● TASK GOAL: Every line of the data that contains the string "styles" must be copied.
━━━━━ RECORDED INFORMATION
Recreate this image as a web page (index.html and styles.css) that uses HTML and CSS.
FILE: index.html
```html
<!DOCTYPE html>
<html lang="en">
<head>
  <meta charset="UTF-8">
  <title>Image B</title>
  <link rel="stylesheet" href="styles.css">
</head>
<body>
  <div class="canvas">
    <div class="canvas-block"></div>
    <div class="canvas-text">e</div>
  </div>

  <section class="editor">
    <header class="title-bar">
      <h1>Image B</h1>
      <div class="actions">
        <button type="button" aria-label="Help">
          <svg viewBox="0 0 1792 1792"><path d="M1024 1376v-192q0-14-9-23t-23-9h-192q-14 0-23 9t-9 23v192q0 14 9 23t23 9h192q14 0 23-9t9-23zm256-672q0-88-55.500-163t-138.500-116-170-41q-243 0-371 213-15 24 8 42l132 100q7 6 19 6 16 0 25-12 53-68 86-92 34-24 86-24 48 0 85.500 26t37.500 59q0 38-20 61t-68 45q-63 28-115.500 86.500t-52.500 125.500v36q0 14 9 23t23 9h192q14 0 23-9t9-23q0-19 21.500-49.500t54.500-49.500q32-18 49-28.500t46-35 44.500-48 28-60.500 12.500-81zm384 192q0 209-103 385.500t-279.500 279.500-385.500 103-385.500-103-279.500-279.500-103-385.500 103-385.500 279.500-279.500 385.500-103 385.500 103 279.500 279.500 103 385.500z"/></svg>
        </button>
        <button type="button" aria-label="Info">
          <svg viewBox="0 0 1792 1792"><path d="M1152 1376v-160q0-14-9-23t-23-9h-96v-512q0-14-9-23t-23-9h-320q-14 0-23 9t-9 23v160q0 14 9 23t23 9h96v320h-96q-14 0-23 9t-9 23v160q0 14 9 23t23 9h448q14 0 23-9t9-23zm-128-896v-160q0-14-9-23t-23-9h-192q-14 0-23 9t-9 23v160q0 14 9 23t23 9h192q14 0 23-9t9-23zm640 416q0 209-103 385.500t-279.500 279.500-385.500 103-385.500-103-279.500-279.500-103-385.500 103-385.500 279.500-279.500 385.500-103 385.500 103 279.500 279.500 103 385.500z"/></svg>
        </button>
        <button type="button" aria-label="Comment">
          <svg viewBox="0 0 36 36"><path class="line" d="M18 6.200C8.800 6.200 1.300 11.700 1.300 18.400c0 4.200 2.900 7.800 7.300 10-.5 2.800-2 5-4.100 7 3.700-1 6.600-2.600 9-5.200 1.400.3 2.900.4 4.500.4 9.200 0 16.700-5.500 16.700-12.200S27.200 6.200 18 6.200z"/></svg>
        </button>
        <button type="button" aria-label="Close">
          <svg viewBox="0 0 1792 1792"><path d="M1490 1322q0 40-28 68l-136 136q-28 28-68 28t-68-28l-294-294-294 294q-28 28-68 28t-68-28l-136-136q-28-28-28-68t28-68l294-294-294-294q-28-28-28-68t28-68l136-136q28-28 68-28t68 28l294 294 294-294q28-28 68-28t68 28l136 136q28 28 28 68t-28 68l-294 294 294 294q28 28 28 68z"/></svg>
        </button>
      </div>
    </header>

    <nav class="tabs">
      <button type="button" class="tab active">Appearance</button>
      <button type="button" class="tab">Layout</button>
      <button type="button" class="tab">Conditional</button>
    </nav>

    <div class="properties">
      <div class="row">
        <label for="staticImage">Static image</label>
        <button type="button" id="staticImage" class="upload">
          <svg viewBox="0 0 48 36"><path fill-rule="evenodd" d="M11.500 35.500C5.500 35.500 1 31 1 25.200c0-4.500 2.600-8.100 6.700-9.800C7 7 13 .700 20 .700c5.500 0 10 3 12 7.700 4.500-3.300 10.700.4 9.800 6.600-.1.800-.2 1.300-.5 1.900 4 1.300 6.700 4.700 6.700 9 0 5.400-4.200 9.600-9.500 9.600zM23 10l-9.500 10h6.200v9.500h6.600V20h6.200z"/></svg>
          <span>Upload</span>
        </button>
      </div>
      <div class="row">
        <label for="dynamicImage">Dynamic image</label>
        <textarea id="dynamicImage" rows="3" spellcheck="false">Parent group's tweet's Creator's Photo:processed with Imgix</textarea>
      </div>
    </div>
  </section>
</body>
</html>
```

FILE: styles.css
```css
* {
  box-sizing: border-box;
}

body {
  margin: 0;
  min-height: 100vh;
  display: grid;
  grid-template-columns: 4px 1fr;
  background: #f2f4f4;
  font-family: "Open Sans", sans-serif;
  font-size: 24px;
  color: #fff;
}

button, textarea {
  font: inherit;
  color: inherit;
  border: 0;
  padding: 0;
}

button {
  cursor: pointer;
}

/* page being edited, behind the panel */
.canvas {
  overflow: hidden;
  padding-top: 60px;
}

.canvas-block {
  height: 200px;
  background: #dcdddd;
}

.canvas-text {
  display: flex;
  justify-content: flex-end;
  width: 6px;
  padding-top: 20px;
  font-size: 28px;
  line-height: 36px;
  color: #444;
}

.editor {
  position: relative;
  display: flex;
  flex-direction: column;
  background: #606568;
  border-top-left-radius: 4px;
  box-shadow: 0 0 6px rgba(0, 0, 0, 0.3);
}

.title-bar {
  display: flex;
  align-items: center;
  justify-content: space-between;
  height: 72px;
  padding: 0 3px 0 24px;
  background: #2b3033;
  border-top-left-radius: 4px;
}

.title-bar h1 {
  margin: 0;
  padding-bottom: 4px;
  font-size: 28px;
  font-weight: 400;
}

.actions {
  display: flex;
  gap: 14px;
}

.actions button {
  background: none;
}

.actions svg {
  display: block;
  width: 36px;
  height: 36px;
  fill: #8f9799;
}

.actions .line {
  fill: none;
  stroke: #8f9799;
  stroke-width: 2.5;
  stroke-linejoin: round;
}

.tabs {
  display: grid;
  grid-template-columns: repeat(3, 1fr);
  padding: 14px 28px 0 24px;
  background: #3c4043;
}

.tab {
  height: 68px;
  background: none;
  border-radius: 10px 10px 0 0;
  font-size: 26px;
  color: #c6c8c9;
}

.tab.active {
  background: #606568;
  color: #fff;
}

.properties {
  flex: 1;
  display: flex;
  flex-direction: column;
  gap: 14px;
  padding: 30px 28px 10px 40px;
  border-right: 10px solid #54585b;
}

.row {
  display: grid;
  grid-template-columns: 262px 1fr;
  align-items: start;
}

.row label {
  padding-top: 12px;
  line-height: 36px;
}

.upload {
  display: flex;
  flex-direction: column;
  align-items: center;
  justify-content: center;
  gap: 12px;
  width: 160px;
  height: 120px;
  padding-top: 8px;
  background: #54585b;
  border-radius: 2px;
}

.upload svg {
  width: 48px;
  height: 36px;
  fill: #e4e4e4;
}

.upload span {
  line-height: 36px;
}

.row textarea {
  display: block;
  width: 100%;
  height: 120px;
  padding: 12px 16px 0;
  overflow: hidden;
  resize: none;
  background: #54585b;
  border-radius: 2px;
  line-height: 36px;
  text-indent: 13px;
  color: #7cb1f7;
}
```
━━━━━━━━━━
● WRITTEN SOLUTION:
Recreate this image as a web page (index.html and styles.css) that uses HTML and CSS.
  <link rel="stylesheet" href="styles.css">
FILE: styles.css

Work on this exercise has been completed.